What the task requires
Filter the entries that follow, copying every line in which the word "with" appears.
BEGIN Data lines
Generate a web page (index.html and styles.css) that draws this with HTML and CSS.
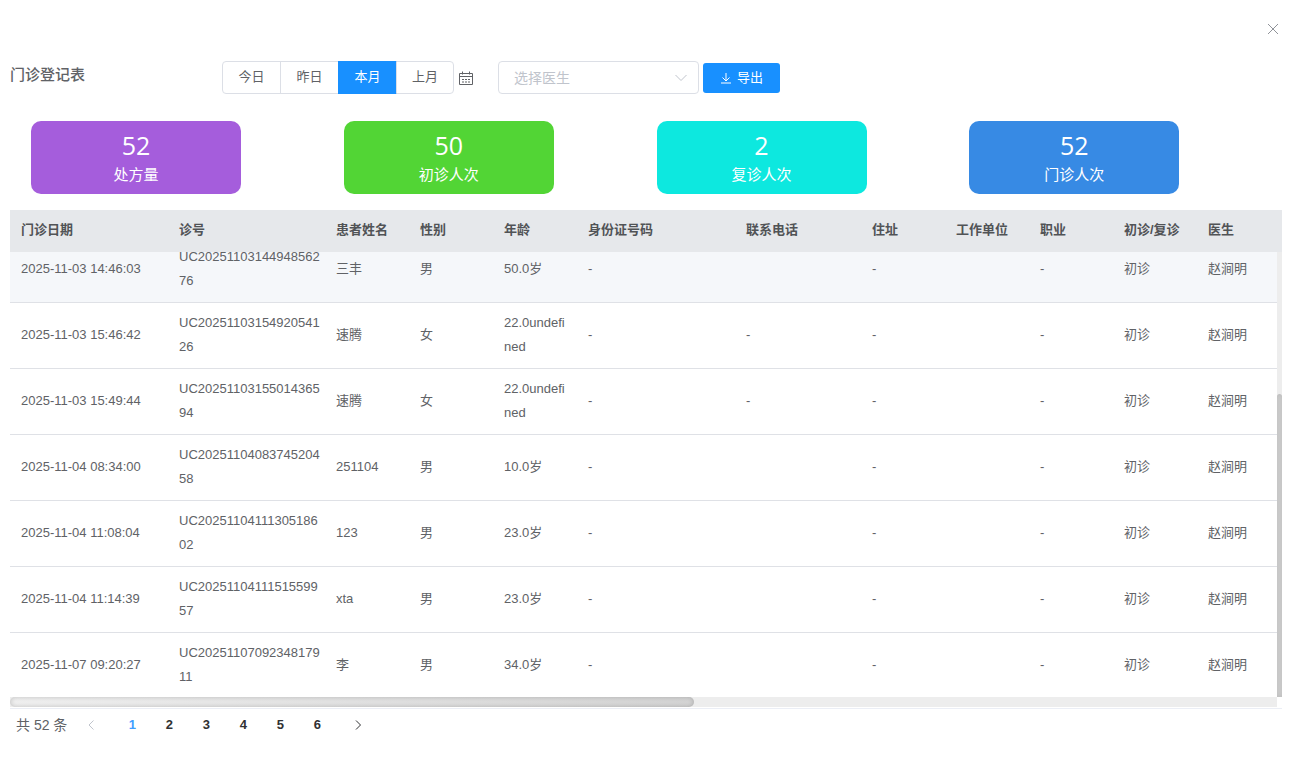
FILE: index.html
```html
<!DOCTYPE html>
<html lang="zh-CN">
<head>
    <meta charset="UTF-8">
    <meta name="viewport" content="width=device-width, initial-scale=1.0">
    <title>门诊登记表</title>
    <link rel="stylesheet" href="styles.css">
</head>
<body>
    <header class="dialog-header">
        <button type="button" class="close" aria-label="关闭">
            <svg width="14" height="14" viewBox="0 0 14 14"><path d="M2 2l10 10M12 2L2 12"/></svg>
        </button>
    </header>

    <form class="toolbar">
        <h1 class="title">门诊登记表</h1>
        <div class="range">
            <label><input type="radio" name="range" value="today"><span>今日</span></label>
            <label><input type="radio" name="range" value="yesterday"><span>昨日</span></label>
            <label><input type="radio" name="range" value="month" checked><span>本月</span></label>
            <label><input type="radio" name="range" value="last"><span>上月</span></label>
        </div>
        <button type="button" class="calendar" aria-label="选择日期">
            <svg width="14" height="14" viewBox="0 0 14 14">
                <path d="M.5 2.5h13v11H.5zM.5 5.5h13M3.5 .5v3M10.500 .5v3"/>
                <path d="M3 8.500h2M6 8.500h2M9 8.500h2M3 11h2M6 11h2M9 11h2"/>
            </svg>
        </button>
        <div class="doctor">
            <select name="doctor" aria-label="选择医生">
                <option value="">选择医生</option>
                <option>赵涧明</option>
            </select>
            <svg width="12" height="8" viewBox="0 0 12 8"><path d="M.5 1L6 6.500 11.500 1"/></svg>
        </div>
        <button type="button" class="export">
            <svg width="12" height="12" viewBox="0 0 12 12"><path d="M6 1v8M2.500 5.500L6 9l3.500-3.500M1 11h10"/></svg>
            <span>导出</span>
        </button>
    </form>

    <section class="cards">
        <div class="card purple"><strong>52</strong><span>处方量</span></div>
        <div class="card green"><strong>50</strong><span>初诊人次</span></div>
        <div class="card cyan"><strong>2</strong><span>复诊人次</span></div>
        <div class="card blue"><strong>52</strong><span>门诊人次</span></div>
    </section>

    <div class="table-box">
        <div class="scroller" id="scroller">
            <table>
                <colgroup>
                    <col class="w-date"><col class="w-no"><col class="w-s"><col class="w-s"><col class="w-s"><col class="w-date">
                    <col class="w-phone"><col class="w-s"><col class="w-s"><col class="w-s"><col class="w-s"><col class="w-last">
                </colgroup>
                <thead>
                    <tr>
                        <th>门诊日期</th><th>诊号</th><th>患者姓名</th><th>性别</th><th>年龄</th><th>身份证号码</th>
                        <th>联系电话</th><th>住址</th><th>工作单位</th><th>职业</th><th>初诊/复诊</th><th>医生</th>
                    </tr>
                </thead>
                <tbody>
                    <tr class="active">
                        <td>2025-11-03 14:46:03</td><td>UC20251103144948562<wbr>76</td><td>三丰</td><td>男</td><td>50.0岁</td><td>-</td>
                        <td></td><td>-</td><td></td><td>-</td><td>初诊</td><td>赵涧明</td>
                    </tr>
                    <tr>
                        <td>2025-11-03 15:46:42</td><td>UC20251103154920541<wbr>26</td><td>速腾</td><td>女</td><td>22.0undefi<wbr>ned</td><td>-</td>
                        <td>-</td><td>-</td><td></td><td>-</td><td>初诊</td><td>赵涧明</td>
                    </tr>
                    <tr>
                        <td>2025-11-03 15:49:44</td><td>UC20251103155014365<wbr>94</td><td>速腾</td><td>女</td><td>22.0undefi<wbr>ned</td><td>-</td>
                        <td>-</td><td>-</td><td></td><td>-</td><td>初诊</td><td>赵涧明</td>
                    </tr>
                    <tr>
                        <td>2025-11-04 08:34:00</td><td>UC20251104083745204<wbr>58</td><td>251104</td><td>男</td><td>10.0岁</td><td>-</td>
                        <td></td><td>-</td><td></td><td>-</td><td>初诊</td><td>赵涧明</td>
                    </tr>
                    <tr>
                        <td>2025-11-04 11:08:04</td><td>UC20251104111305186<wbr>02</td><td>123</td><td>男</td><td>23.0岁</td><td>-</td>
                        <td></td><td>-</td><td></td><td>-</td><td>初诊</td><td>赵涧明</td>
                    </tr>
                    <tr>
                        <td>2025-11-04 11:14:39</td><td>UC20251104111515599<wbr>57</td><td>xta</td><td>男</td><td>23.0岁</td><td>-</td>
                        <td></td><td>-</td><td></td><td>-</td><td>初诊</td><td>赵涧明</td>
                    </tr>
                    <tr>
                        <td>2025-11-07 09:20:27</td><td>UC20251107092348179<wbr>11</td><td>李</td><td>男</td><td>34.0岁</td><td>-</td>
                        <td></td><td>-</td><td></td><td>-</td><td>初诊</td><td>赵涧明</td>
                    </tr>
                </tbody>
            </table>
        </div>
        <div class="bar-y"><div class="thumb-y"></div></div>
        <div class="bar-x"><div class="thumb-x"></div></div>
    </div>

    <nav class="pagination">
        <span class="total">共 52 条</span>
        <button type="button" disabled aria-label="上一页"><svg width="8" height="12" viewBox="0 0 8 12"><path d="M6.500 1.500L2 6l4.500 4.500"/></svg></button>
        <div class="pages">
            <button type="button" class="current">1</button>
            <button type="button">2</button>
            <button type="button">3</button>
            <button type="button">4</button>
            <button type="button">5</button>
            <button type="button">6</button>
        </div>
        <button type="button" aria-label="下一页"><svg width="8" height="12" viewBox="0 0 8 12"><path d="M2 1.500L6.500 6 2 10.500"/></svg></button>
    </nav>

<script src="script.js"></script>
</body>
</html>
```

FILE: styles.css
```css
* {
    box-sizing: border-box;
}

body {
    display: flex;
    flex-direction: column;
    height: 100vh;
    margin: 0;
    padding: 0 19px 0 10px;
    overflow: hidden;
    background: #fff;
    color: #606266;
    font: 13px/24px "Liberation Sans", "Noto Sans CJK SC", sans-serif;
}

button, select {
    font: inherit;
    color: inherit;
    border: none;
    background: none;
    padding: 0;
    cursor: pointer;
}

svg {
    display: block;
    fill: none;
    stroke: currentColor;
}

.dialog-header {
    display: flex;
    justify-content: flex-end;
    padding: 22px 2px 25px;
}

.close {
    color: #909399;
}

/* toolbar */
.toolbar {
    display: flex;
    align-items: center;
    height: 33px;
}

.title {
    width: 212px;
    margin: 0;
    padding-bottom: 6px;
    font-size: 15px;
    font-weight: 500;
}

.range {
    display: flex;
    padding-right: 1px;
}

.range label {
    position: relative;
    width: 58px;
}

.range input {
    position: absolute;
    inset: 0;
    margin: 0;
    opacity: 0;
}

.range span {
    display: block;
    height: 33px;
    margin-right: -1px;
    border: 1px solid #dcdfe6;
    line-height: 30px;
    text-align: center;
}

.range label:first-child span {
    border-radius: 4px 0 0 4px;
}

.range label:last-child span {
    margin-right: 0;
    border-radius: 0 4px 4px 0;
}

.range input:checked + span {
    position: relative;
    border-color: #1890ff;
    background: #1890ff;
    color: #fff;
}

.calendar {
    margin: 0 25px 0 4px;
}

.doctor {
    position: relative;
    width: 201px;
    margin-right: 4px;
}

.doctor select {
    width: 100%;
    height: 33px;
    padding: 0 15px;
    border: 1px solid #dcdfe6;
    border-radius: 4px;
    appearance: none;
    color: #c0c4cc;
    font-size: 14px;
}

.doctor svg {
    position: absolute;
    top: 13px;
    right: 12px;
    color: #c0c4cc;
    pointer-events: none;
}

.export {
    display: flex;
    align-items: center;
    justify-content: center;
    gap: 5px;
    width: 77px;
    height: 30px;
    border-radius: 3px;
    background: #1890ff;
    color: #fff;
}

/* statistics */
.cards {
    display: grid;
    grid-template-columns: repeat(4, 1fr);
    padding: 27px 0 16px 21px;
}

.card {
    display: flex;
    flex-direction: column;
    align-items: center;
    gap: 2px;
    width: 210px;
    height: 73px;
    padding-top: 8px;
    border-radius: 10px;
    color: #fff;
    font-size: 15px;
}

.card strong {
    font: 25px/32px "Open Sans", sans-serif;
}

.purple { background: #a55ddc; }
.green { background: #52d535; }
.cyan { background: #0de8df; }
.blue { background: #378ae4; }

/* table */
.table-box {
    display: grid;
    grid-template-columns: 1fr 5px;
    grid-template-rows: 42px 1fr 10px;
    flex: 1;
    min-height: 0;
    padding-bottom: 1px;
    border-bottom: 1px solid #ebeef5;
}

.scroller {
    grid-area: 1 / 1 / 3 / 3;
    min-height: 0;
    overflow-y: auto;
    scrollbar-width: none;
}

table {
    width: 100%;
    table-layout: fixed;
    border-collapse: separate;
    border-spacing: 0;
}

.w-date { width: 158px; }
.w-no { width: 157px; }
.w-s { width: 84px; }
.w-phone { width: 126px; }
.w-last { width: 85px; }

th {
    position: sticky;
    top: 0;
    padding: 8px 0 10px 11px;
    background: #e6e8eb;
    color: #515356;
    text-align: left;
}

td {
    height: 66px;
    padding: 8px 4px 9px 11px;
    border-bottom: 1px solid #dfe1e6;
}

.active td {
    background: #f5f7fa;
}

.bar-y {
    z-index: 1;
    grid-area: 2 / 2;
    display: flex;
    flex-direction: column;
    justify-content: flex-end;
    background: #ededed;
}

.thumb-y {
    height: 68%;
    border-radius: 5px 5px 0 0;
    background: #d0d0d0;
    box-shadow: inset 0 0 5px rgba(0, 0, 0, .1);
}

.bar-x {
    grid-area: 3 / 1;
    background: #ededed;
}

.thumb-x {
    width: 54%;
    height: 10px;
    border-radius: 5px;
    background: linear-gradient(to right, #f0f0f0, #d4d4d4);
    box-shadow: inset 0 0 5px rgba(0, 0, 0, .2);
}

/* pagination */
.pagination {
    display: flex;
    align-items: center;
    height: 52px;
    padding: 0 6px 20px;
}

.total {
    margin-right: 8px;
    font-size: 14px;
}

.pagination button {
    display: flex;
    align-items: center;
    justify-content: center;
    width: 32px;
    height: 28px;
    color: #303133;
    font-weight: bold;
}

.pagination button:disabled {
    color: #c0c4cc;
}

.pagination .current {
    color: #409eff;
}

.pages {
    display: flex;
    gap: 5px;
    margin: 0 9px;
}
```

FILE: script.js
```js
const scroller = document.getElementById('scroller');
scroller.scrollTop = 15;
```
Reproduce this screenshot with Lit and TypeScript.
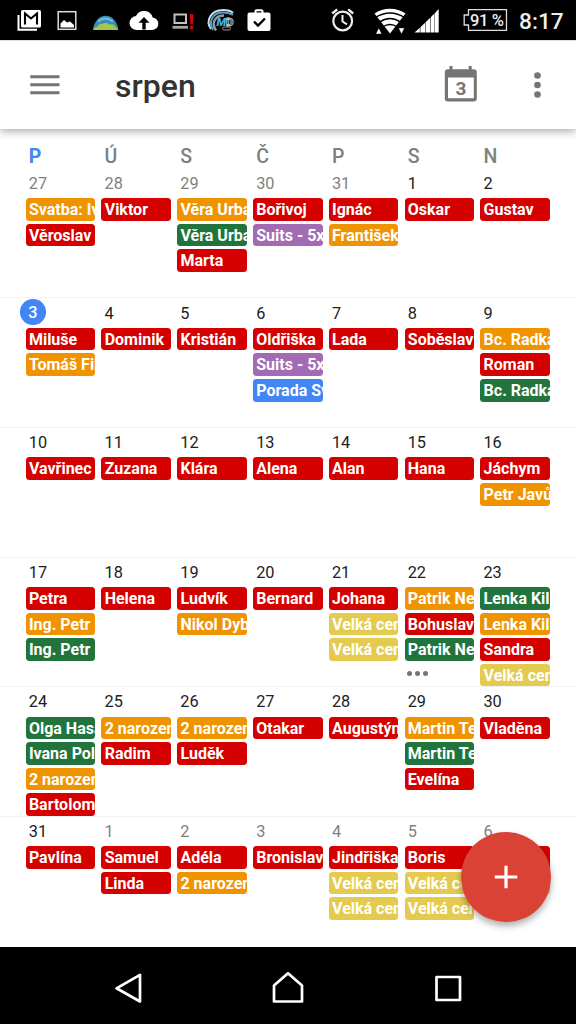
END Data lines
Result of this exercise
Generate a web page (index.html and styles.css) that draws this with HTML and CSS.
Reproduce this screenshot with Lit and TypeScript.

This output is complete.